What to work on: Determine how many lines of the entries contain "styles". Reply with that number alone.

Records supplied:
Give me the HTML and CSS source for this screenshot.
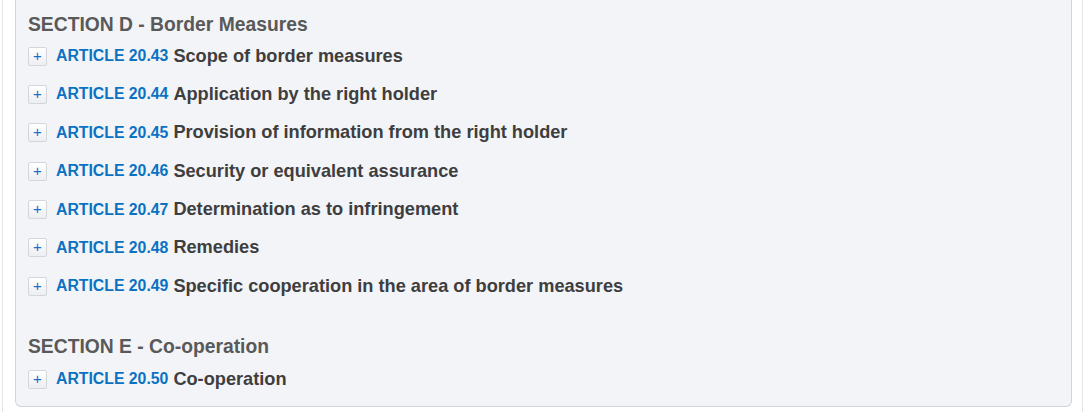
FILE: index.html
```html
<!DOCTYPE html>
<html>
<head>
<meta charset="utf-8">
<link rel="stylesheet" href="styles.css">
</head>
<body>
<div class="page">
  <div class="panel">
    <h2 class="section">SECTION D - Border Measures</h2>
    <ul class="articles">
      <li class="row"><span class="toggle">+</span><span class="num">ARTICLE 20.43</span><span class="title">Scope of border measures</span></li>
      <li class="row"><span class="toggle">+</span><span class="num">ARTICLE 20.44</span><span class="title">Application by the right holder</span></li>
      <li class="row"><span class="toggle">+</span><span class="num">ARTICLE 20.45</span><span class="title">Provision of information from the right holder</span></li>
      <li class="row"><span class="toggle">+</span><span class="num">ARTICLE 20.46</span><span class="title">Security or equivalent assurance</span></li>
      <li class="row"><span class="toggle">+</span><span class="num">ARTICLE 20.47</span><span class="title">Determination as to infringement</span></li>
      <li class="row"><span class="toggle">+</span><span class="num">ARTICLE 20.48</span><span class="title">Remedies</span></li>
      <li class="row"><span class="toggle">+</span><span class="num">ARTICLE 20.49</span><span class="title">Specific cooperation in the area of border measures</span></li>
    </ul>
    <h2 class="section section-e">SECTION E - Co-operation</h2>
    <ul class="articles">
      <li class="row"><span class="toggle">+</span><span class="num">ARTICLE 20.50</span><span class="title">Co-operation</span></li>
    </ul>
  </div>
</div>
</body>
</html>
```
FILE: styles.css
```css
html, body {
  margin: 0;
  padding: 0;
  background: #ffffff;
}
body {
  font-family: "Liberation Sans", Arial, sans-serif;
}
.page {
  margin: 0 2px;
  border-left: 1px solid #e2e4e8;
  border-right: 1px solid #e2e4e8;
  padding: 0 10px 6px 12px;
  height: 412px;
  box-sizing: border-box;
}
.panel {
  background: #f3f4f8;
  border: 1px solid #cfd4dd;
  border-top: 0;
  border-radius: 0 0 6px 6px;
  padding: 13px 12px 17px 12px;
}
.section {
  margin: 0;
  font-size: 19.3px;
  line-height: 24px;
  font-weight: bold;
  color: #595959;
}
.section-e {
  margin-top: 39px;
}
.articles {
  list-style: none;
  margin: 9px 0 0 0;
  padding: 0;
}
.section-e + .articles {
  margin-top: 10px;
}
.row {
  display: flex;
  align-items: center;
  height: 20px;
  margin-bottom: 18.4px;
  white-space: nowrap;
}
.row:last-child {
  margin-bottom: 0;
}
.toggle {
  box-sizing: border-box;
  width: 19px;
  height: 19px;
  border: 1px solid #d3d7dd;
  border-radius: 2px;
  background: linear-gradient(#ffffff, #eceef1);
  color: #1a6fc8;
  font-size: 15px;
  font-weight: normal;
  line-height: 16px;
  text-align: center;
  margin-right: 9px;
  flex: none;
}
.num {
  font-size: 15.8px;
  font-weight: bold;
  color: #0b72c2;
  margin-right: 5px;
}
.title {
  font-size: 18.2px;
  font-weight: bold;
  color: #3e3e3e;
}
```
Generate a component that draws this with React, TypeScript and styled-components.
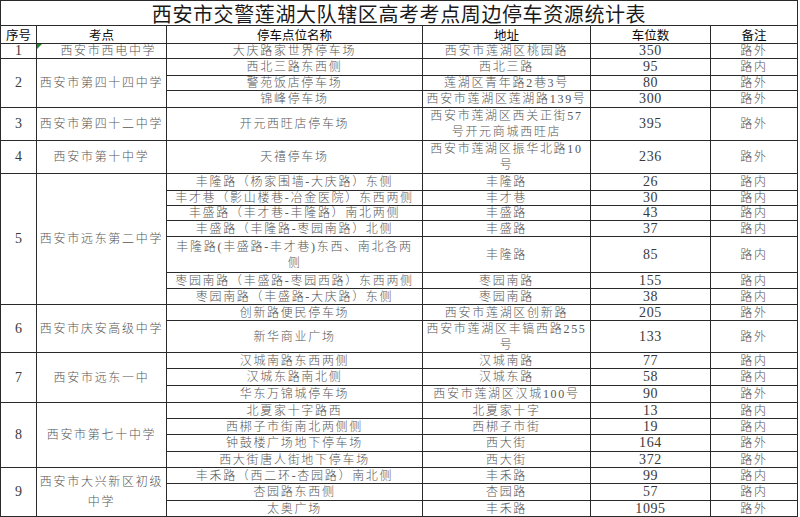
import React from "react";
import styled, { createGlobalStyle } from "styled-components";

const Global = createGlobalStyle`
  html, body { margin: 0; padding: 0; background: #ffffff; }
  body { font-family: "Noto Sans CJK SC", "Noto Sans", sans-serif; }
`;

const LINE = "#2a2a2a";

const Sheet = styled.div`
  display: grid;
  grid-template-columns: 36px 130px 256px 168px 120px 87px;
  grid-template-rows: 25px 18px 15px 17px 15px 17px 33px 33px 17px 15px 15px 16px 36px 16px 16px 16px 32px 16px 17px 17px 16px 16px 17px 16px 16px 17px 16px;
  width: max-content;
  border-top: 1px solid ${LINE};
  border-left: 1px solid ${LINE};
  background: #fff;
`;

const BaseCell = styled.div`
  box-sizing: border-box;
  border-right: 1px solid ${LINE};
  border-bottom: 1px solid ${LINE};
  display: flex;
  align-items: center;
  justify-content: center;
  text-align: center;
  overflow: visible;
  min-width: 0;
`;

const TitleCell = styled(BaseCell)`
  grid-column: 1 / -1;
  font-family: "Noto Sans CJK SC", sans-serif;
  font-size: 20px;
  letter-spacing: 0.6px;
  font-weight: 400;
  color: #1a1a1a;
  line-height: 20px;
  padding-top: 2px;
  white-space: nowrap;
`;

const HeadCell = styled(BaseCell)`
  font-family: "Noto Sans CJK SC", sans-serif;
  font-size: 12.5px;
  font-weight: 400;
  color: #0a0a0a;
  line-height: 15px;
  white-space: nowrap;
`;

type Kind = "text" | "num" | "idx" | "school";

const Cell = styled(BaseCell)<{ $rows?: number; $kind: Kind }>`
  grid-row: span ${(p) => p.$rows ?? 1};
  position: relative;
  white-space: pre;
  font-family: "Liberation Serif", "Noto Sans CJK SC", serif;
  font-size: ${(p) => (p.$kind === "num" || p.$kind === "idx" ? "14px" : "12px")};
  letter-spacing: ${(p) => (p.$kind === "num" ? "0.6px" : p.$kind === "idx" ? "0" : "1.7px")};
  line-height: ${(p) => (p.$kind === "school" ? "20px" : "16px")};
  color: ${(p) => (p.$kind === "num" || p.$kind === "idx" ? "#3a3a3a" : "#575757")};
  font-weight: ${(p) => (p.$kind === "num" || p.$kind === "idx" ? 400 : 300)};
`;

const Marker = styled.span`
  position: absolute;
  left: 0;
  top: 0;
  width: 0;
  height: 0;
  border-top: 5px solid #1e8a2e;
  border-right: 5px solid transparent;
`;

type Row = [string, string, string, string];
type Group = { no: string; school: string; rows: Row[]; mark?: boolean };

const groups: Group[] = [
  { no: "1", school: "　西安市西电中学", mark: true, rows: [["大庆路家世界停车场", "西安市莲湖区桃园路", "350", "路外"]] },
  {
    no: "2",
    school: "西安市第四十四中学",
    rows: [
      ["西北三路东西侧", "西北三路", "95", "路内"],
      ["警苑饭店停车场", "莲湖区青年路2巷3号", "80", "路外"],
      ["锦峰停车场", "西安市莲湖区莲湖路139号", "300", "路外"],
    ],
  },
  { no: "3", school: "西安市第四十二中学", rows: [["开元西旺店停车场", "西安市莲湖区西关正街57\n号开元商城西旺店", "395", "路外"]] },
  { no: "4", school: "西安市第十中学", rows: [["天禧停车场", "西安市莲湖区振华北路10\n号", "236", "路外"]] },
  {
    no: "5",
    school: "西安市远东第二中学",
    rows: [
      ["丰隆路（杨家围墙-大庆路）东侧", "丰隆路", "26", "路内"],
      ["丰才巷（影山楼巷-冶金医院）东西两侧", "丰才巷", "30", "路内"],
      ["丰盛路（丰才巷-丰隆路）南北两侧", "丰盛路", "43", "路内"],
      ["丰盛路（丰隆路-枣园南路）北侧", "丰盛路", "37", "路内"],
      ["丰隆路(丰盛路-丰才巷)东西、南北各两\n侧", "丰隆路", "85", "路内"],
      ["枣园南路（丰盛路-枣园西路）东西两侧", "枣园南路", "155", "路内"],
      ["枣园南路（丰盛路-大庆路）东侧", "枣园南路", "38", "路内"],
    ],
  },
  {
    no: "6",
    school: "西安市庆安高级中学",
    rows: [
      ["创新路便民停车场", "西安市莲湖区创新路", "205", "路外"],
      ["新华商业广场", "西安市莲湖区丰镐西路255\n号", "133", "路外"],
    ],
  },
  {
    no: "7",
    school: "西安市远东一中",
    rows: [
      ["汉城南路东西两侧", "汉城南路", "77", "路内"],
      ["汉城东路南北侧", "汉城东路", "58", "路内"],
      ["华东万锦城停车场", "西安市莲湖区汉城100号", "90", "路外"],
    ],
  },
  {
    no: "8",
    school: "西安市第七十中学",
    rows: [
      ["北夏家十字路西", "北夏家十字", "13", "路内"],
      ["西梆子市街南北两侧侧", "西梆子市街", "19", "路内"],
      ["钟鼓楼广场地下停车场", "西大街", "164", "路外"],
      ["西大街唐人街地下停车场", "西大街", "372", "路外"],
    ],
  },
  {
    no: "9",
    school: "西安市大兴新区初级\n中学",
    rows: [
      ["丰禾路（西二环-杏园路）南北侧", "丰禾路", "99", "路内"],
      ["杏园路东西侧", "杏园路", "57", "路内"],
      ["太奥广场", "丰禾路", "1095", "路外"],
    ],
  },
];

const headers = ["序号", "考点", "停车点位名称", "地址", "车位数", "备注"];

export default function App() {
  return (
    <>
      <Global />
      <Sheet>
        <TitleCell>西安市交警莲湖大队辖区高考考点周边停车资源统计表</TitleCell>
        {headers.map((h) => (
          <HeadCell key={h}>{h}</HeadCell>
        ))}
        {groups.map((g) => (
          <React.Fragment key={g.no}>
            <Cell $kind="idx" $rows={g.rows.length}>{g.no}</Cell>
            <Cell $kind="school" $rows={g.rows.length}>
              {g.mark && <Marker />}
              {g.school}
            </Cell>
            {g.rows.map((r, i) => (
              <React.Fragment key={i}>
                <Cell $kind="text">{r[0]}</Cell>
                <Cell $kind="text">{r[1]}</Cell>
                <Cell $kind="num">{r[2]}</Cell>
                <Cell $kind="text">{r[3]}</Cell>
              </React.Fragment>
            ))}
          </React.Fragment>
        ))}
      </Sheet>
    </>
  );
}
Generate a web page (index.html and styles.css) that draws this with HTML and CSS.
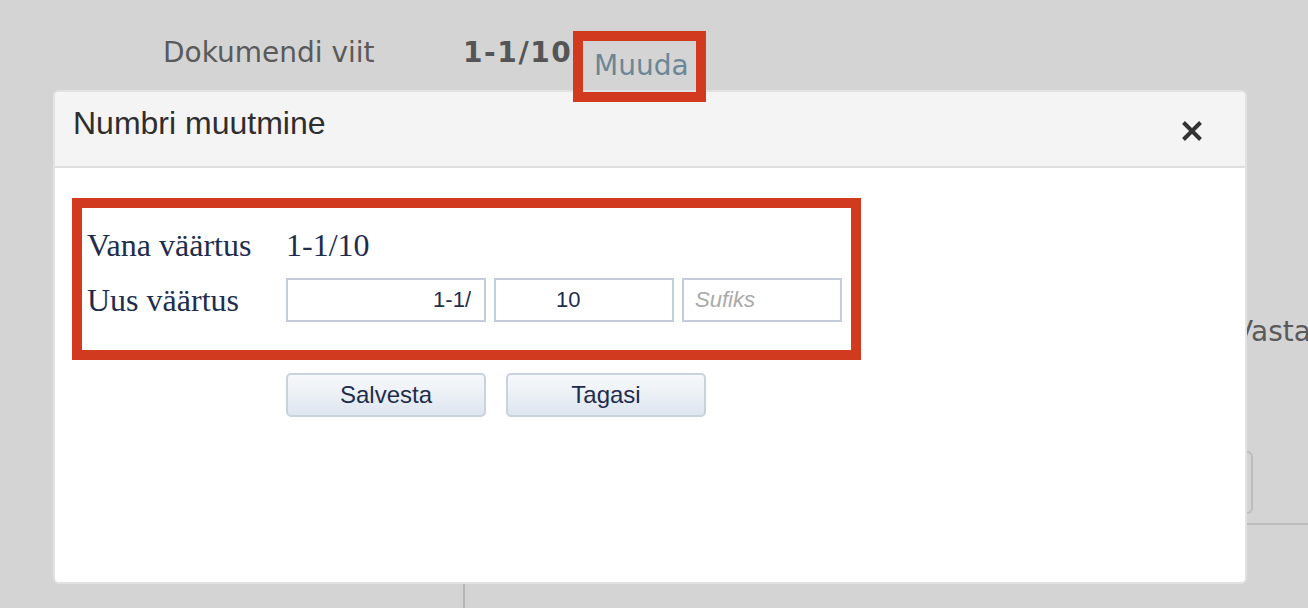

Result of the exercise: 3